To provide for persistent storage of information such as data, applications, operating systems and so forth, a mass storage 708 may also couple to the processor 702 via the bus 706. To enable a thinner and lighter system design the mass storage 708 may be implemented via a solid state disk drive (SSDD). Other devices that may be used for the mass storage 708 include flash memory cards, such as SD cards, microSD cards, xD picture cards, and the like, and USB flash drives. In low power implementations, the mass storage 708 may be on-die memory or registers associated with the processor 702. However, in some examples, the mass storage 708 may be implemented using a micro hard disk drive (HDD). Further, any number of new technologies may be used for the mass storage 708 in addition to, or instead of, the technologies described, such resistance change memories, phase change memories, holographic memories, or chemical memories, among others. For example, the IoT system 700 may incorporate the 3D XPOINT memories from Intel® and Micron®.
The components may communicate over the bus 706. The bus 706 may include any number of technologies, including industry standard architecture (ISA), extended ISA (EISA), peripheral component interconnect (PCI), peripheral component interconnect extended (PCIx), PCI express (PCIe), or any number of other technologies. The bus 706 may be a proprietary bus, for example, used in a SoC based system. Other bus systems may be included, such as an I2C interface, an SPI interface, point to point interfaces, and a power bus, among others.
The bus 706 may couple the processor 702 to a mesh transceiver 710, for communications with other mesh devices 712. The mesh transceiver 710 may use any number of frequencies and protocols, such as 2.4 gigahertz (GHz) transmissions under the IEEE 802.15.4 standard, using the Bluetooth® low energy (BLE) standard, as defined by the Bluetooth® Special Interest Group, or the ZigBee® standard, among others. Any number of radios, configured for a particular wireless communication protocol, may be used for the connections to the mesh devices 712. For example, a WLAN unit may be used to implement Wi-Fi™ communications in accordance with the Institute of Electrical and Electronics Engineers (IEEE) 802.11 standard. In addition, wireless wide area communications, e.g., according to a cellular or other wireless wide area protocol, can occur via a WWAN unit.

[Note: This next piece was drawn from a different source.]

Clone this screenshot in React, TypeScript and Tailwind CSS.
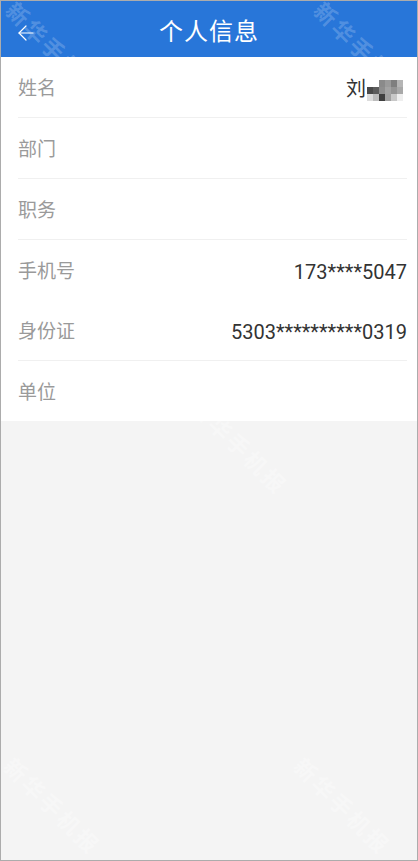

The mesh transceiver 710 may communicate using multiple standards or radios for communications at different range. For example, the IoT system 700 may communicate with close devices, e.g., within about 10 meters, using a local transceiver based on BLE, or another low power radio, to save power. More distant mesh devices 712, e.g., within about 10 meters, may be reached over ZigBee or other intermediate power radios. Both communications techniques may take place over a single radio at different power levels, or may take place over separate transceivers, for example, a local transceiver using BLE and a separate mesh transceiver using ZigBee. The mesh transceiver 710 may be incorporated into an MCU as an address directly accessible by the chip, such as in the Curie® units available from Intel.
An uplink transceiver 714 may be included to communicate with devices in the cloud 102. The uplink transceiver 714 may be LPWA transceiver that follows the IEEE 802.15.4, or IEEE 802.15.4g standards, among others. The IoT system 700 may communicate over a wide area using LoRaWAN™ (Long Range Wide Area Network) developed by Semtech and the LoRa Alliance. The techniques described herein are not limited to these technologies, but may be used with any number of other cloud transceivers that implement long range, low bandwidth communications, such as Sigfox, and other technologies. Further, other communications techniques, such as time-slotted channel hopping, described in IEEE 802.15.4e may be used.
Any number of other radio communications and protocols may be used in addition to the systems mentioned for the mesh transceiver 710 and uplink transceiver 714, as described herein. For example, the radio transceivers 710 and 712 may include an LTE or other cellular transceiver that uses spread spectrum (SPA/SAS) communications for implementing high speed communications, such as for video transfers. Further, and number of other protocols may be used, such as Wi-Fi networks for medium speed communications, such as still pictures, sensor readings, and provision of network communications.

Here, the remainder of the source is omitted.